I ask Santa for an ice cream maker every year—and every year, I don’t get an ice cream maker.
(And may I ask why not, Mr. Klaus? I’m [mostly] good!)
Of course, I could just buy one; but I know myself too well. After opening the package, I would feel guilty and wonder if I should, instead, have bought stock in Disney or gotten my grays colored or saved for the next child’s round of braces.
Such is the way of things for an indecisive person, and the reason why I need someone—like Santa Klaus—to emphatically give me the ice cream maker.
Because hazy, balmy summer days demand ice cream. Even pseudo summer days—the kind that start and end on a brisk note, with smoky, dry afternoons—occasion ice cream.
Not the cheap, square-shaped kind; for the ultimate ice cream experience, one must be willing to spend a small fortune on the tiniest pint of premium ice cream or gelato. Which should be stored in the most obscure corner of the freezer, behind a barricade of frozen veggies, lest it be discovered and devoured by someone other than yourself.
Soon after (nearly) relinquishing any home-made ice cream hopes and dreams, I noticed something on the internet.
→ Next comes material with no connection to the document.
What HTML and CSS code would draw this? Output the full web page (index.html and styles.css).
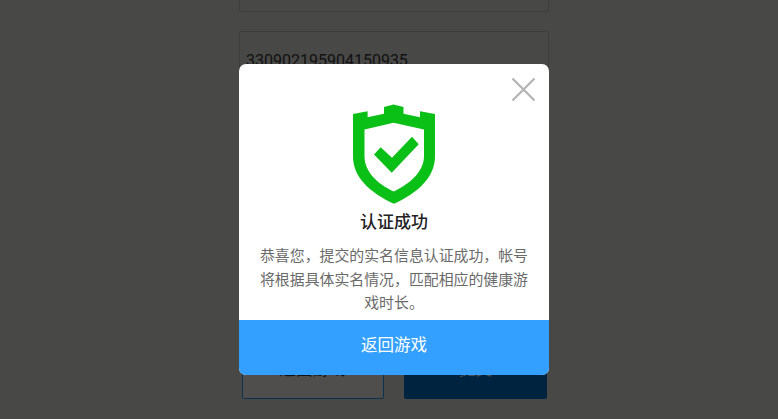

People were making ice cream without ice cream makers, using a method denoted as “no-churn.”
It was a happy discovery, especially when it was apparent that the recipe for the base is almost unbearably simple: heavy whipping cream and sweetened condensed milk. The end.
Unless you would like to add a flavor—which is highly recommended.
Therein lies the beauty of homemade ice cream, especially one this simple. The sweetened condensed milk ensures an authentic creamy texture, leaving the rest up to creative muse. With the investment of so little time (a minute to whip up and an afternoon in the freezer) and the commitment of so few ingredients, why not try anything and everything you’ve ever wondered might be an inspirational ice cream component?
For me, inspiration was all about making summer linger with fragrant garden scents and flavors.
Yes, I know Fall is standing on a chair in the corner, waving its hands and hollering.
What about apples and pumpkins and squash, oh my?
Well. I do love all those things, too—and I can’t wait to make my kitchen warm and autumnal again.
But there are a few weeks of summer yet; the air is warm, with a gentle, cooling undertone. The garden is still a place for lingering and for seeking solace beneath a shade tree. For slowly savoring fresh-scented ice cream while observing the frenzy of the bees as they, too, try to capture all they can of a fleeting summer.